Fuori da ogni logica di scambio o di retribuzione, la ricompensa è la condizione finale del percorso di conversione. Questo è il momento favorevole, attraverso il quale, possiamo imprimere alla nostra vita quella novità, frutto della "intensificazione della vita dello Spirito in noi", come dice Papa Francesco nel messaggio quaresimale.
Attraverso le esperienze di: pregherà, digiuno ed elemosina, le quali, se vissute fino in fondo, e con alla base a parola di Dio, ascoltata e meditata, ci permette di riappropriarci della nostra identità cristiana.

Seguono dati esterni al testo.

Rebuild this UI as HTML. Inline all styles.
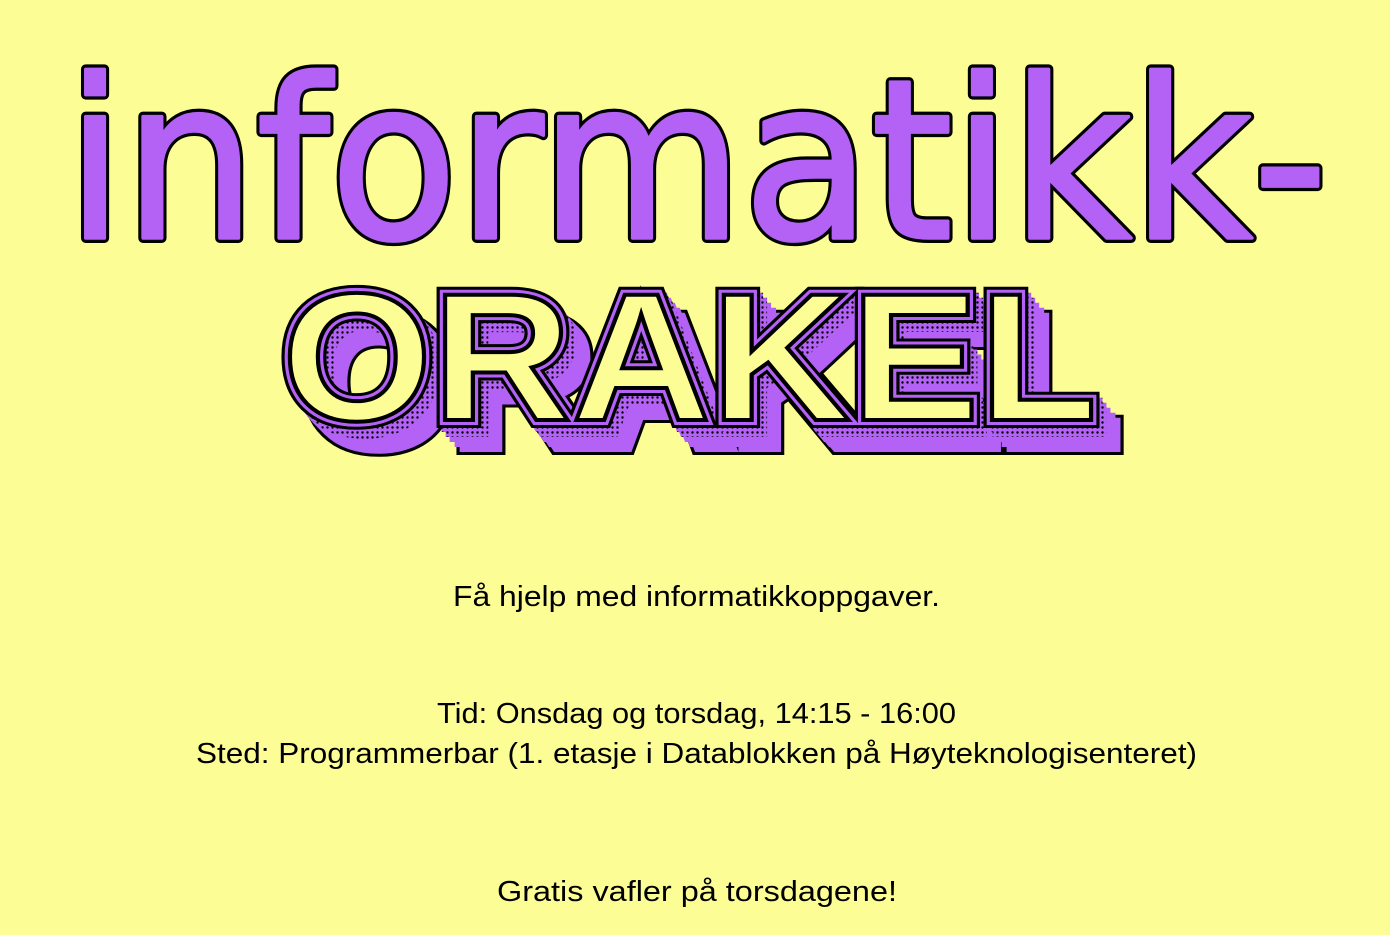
<!DOCTYPE html>
<html><head><meta charset="utf-8"><style>
html,body{margin:0;padding:0;background:#fdfd96;}
svg{display:block}
</style></head><body>
<svg width="1390" height="935" viewBox="0 0 1390 935" xmlns="http://www.w3.org/2000/svg">
<rect width="1390" height="935" fill="#fdfd96"/>
<defs>
<pattern id="dots" width="5" height="5" patternUnits="userSpaceOnUse">
<rect width="5" height="5" fill="#b362f5"/>
<circle cx="2.5" cy="2.5" r="1.2" fill="#000"/>
</pattern>
</defs>
<g font-family="DejaVu Sans, sans-serif" font-size="222" stroke-linejoin="round">
<text x="66" y="238" textLength="1262" lengthAdjust="spacingAndGlyphs" fill="#000" stroke="#000" stroke-width="10">informatikk-</text>
<text x="66" y="238" textLength="1262" lengthAdjust="spacingAndGlyphs" fill="#b362f5" stroke="#b362f5" stroke-width="3.5">informatikk-</text>
</g>

<g font-family="Liberation Sans, sans-serif" font-weight="bold" font-size="182" stroke-linejoin="miter">
  <text x="304" y="445" textLength="815" lengthAdjust="spacingAndGlyphs" fill="#000" stroke="#000" stroke-width="20">ORAKEL</text>
  <g fill="#b362f5" stroke="#b362f5" stroke-width="14">
  <text x="304" y="445" textLength="815" lengthAdjust="spacingAndGlyphs">ORAKEL</text>
  <text x="299" y="440" textLength="815" lengthAdjust="spacingAndGlyphs">ORAKEL</text>
  <text x="294" y="435" textLength="815" lengthAdjust="spacingAndGlyphs">ORAKEL</text>
  <text x="290" y="430" textLength="815" lengthAdjust="spacingAndGlyphs" fill="url(#dots)" stroke="url(#dots)">ORAKEL</text>
  <text x="286" y="425" textLength="815" lengthAdjust="spacingAndGlyphs" fill="url(#dots)" stroke="url(#dots)">ORAKEL</text>
  </g>
  <text x="282" y="420" textLength="815" lengthAdjust="spacingAndGlyphs" fill="#000" stroke="#000" stroke-width="16">ORAKEL</text>
  <text x="282" y="420" textLength="815" lengthAdjust="spacingAndGlyphs" fill="#b362f5" stroke="#b362f5" stroke-width="10">ORAKEL</text>
  <text x="282" y="420" textLength="815" lengthAdjust="spacingAndGlyphs" fill="#fdfd96" stroke="#000" stroke-width="4">ORAKEL</text>
</g>

<g font-family="Liberation Sans, sans-serif" font-size="29" fill="#000">
<text x="453" y="606" textLength="487" lengthAdjust="spacingAndGlyphs">Få hjelp med informatikkoppgaver.</text>
<text x="437" y="723" textLength="519" lengthAdjust="spacingAndGlyphs">Tid: Onsdag og torsdag, 14:15 - 16:00</text>
<text x="196" y="763" textLength="1001" lengthAdjust="spacingAndGlyphs">Sted: Programmerbar (1. etasje i Datablokken på Høyteknologisenteret)</text>
<text x="497" y="901" textLength="400" lengthAdjust="spacingAndGlyphs">Gratis vafler på torsdagene!</text>
</g>
</svg>
</body></html>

Rimettere al centro la parola significa, riconoscere come ma "Scrittura" è capace di plasmarci e, non solo di parlare al nostro cuore e in noi, ma ci svela ciò che Dio ci chiede ... Ogni giorno ... Per plasmarci ogni giorno.
La scrittura, ci mette di fronte la tentazione del possesso di noi stessi e delle ricchezze, del denaro, che è utile, ma che è pure capace di asservirci alla logica dell'egoismo, distruggendo in noi lo spazio in cui amare Dio e i fratelli.
Dice il Papa, prendendo spunto dalla parabola del povero Lazzaro e del ricco, che il vero problema del ricco, la radice dei suoi mali, è non avere ascoltato la parola di Dio... Non averla ascoltata, fatta propria, amata ... E così, arrivare a non amare Dio e a disprezzare il prossimo. Dice il Papa: "chiudere il cuore al dono di Dio che parla è chiudere il cuore al dono del fratello".